Unfortunately, that means that TypeScript is going to be considerably less helpful for ensuring program correctness than I’d previously thought.

In fact, the caveat about Typescript “allow[ing] unsound behavior [in] carefully considered [places]” seems a bit disingenuous because, to a programmer accustomed to something like C# or Java or Swift, this kind of type-enforcement for method compatibility cannot be relied upon to enforce much of anything.

Actual vs. Formal Arguments

When I read OOSC2 (Amazon) a long time ago[1], I remember how Bertrand Meyer made the distinction between the formal type of an argument (the type in the method signature) and the actual type of an argument (the runtime type).

The method-type–conformance rules for TypeScript make sense for actual arguments.
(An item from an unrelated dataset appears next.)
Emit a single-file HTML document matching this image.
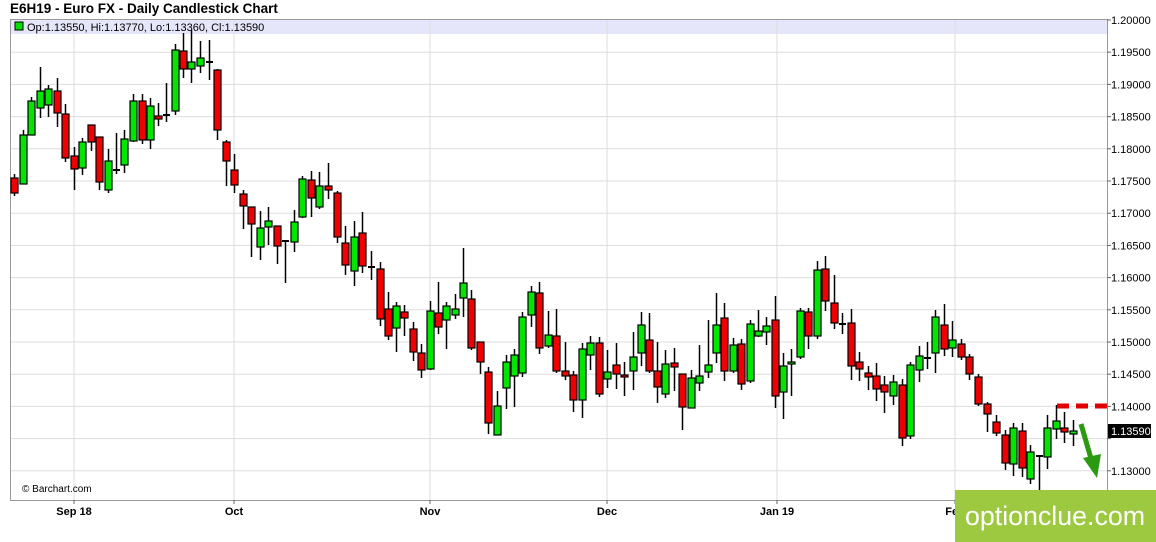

They ensure compatibility with JavaScript. What’s not clear to me is that this same logic be applied to formal arguments that are only available in TypeScript. If I declare a specific type signature in an interface, what are the odds that I want the wishy-washy JavaScript-friendly type rules for those situations? From an architect’s point of view, it would certainly be nicer to have more strict type-checking for formal definitions.

Since we don’t have that, this very lenient type-compatibility renders type-checking for lambdas largely useless in interface declarations. The compiler won’t be able to tell you that your implementation no longer matches the interface declaration because almost anything you write will actually match.


[1] I’m a nerd, I read all 1300 pages twice.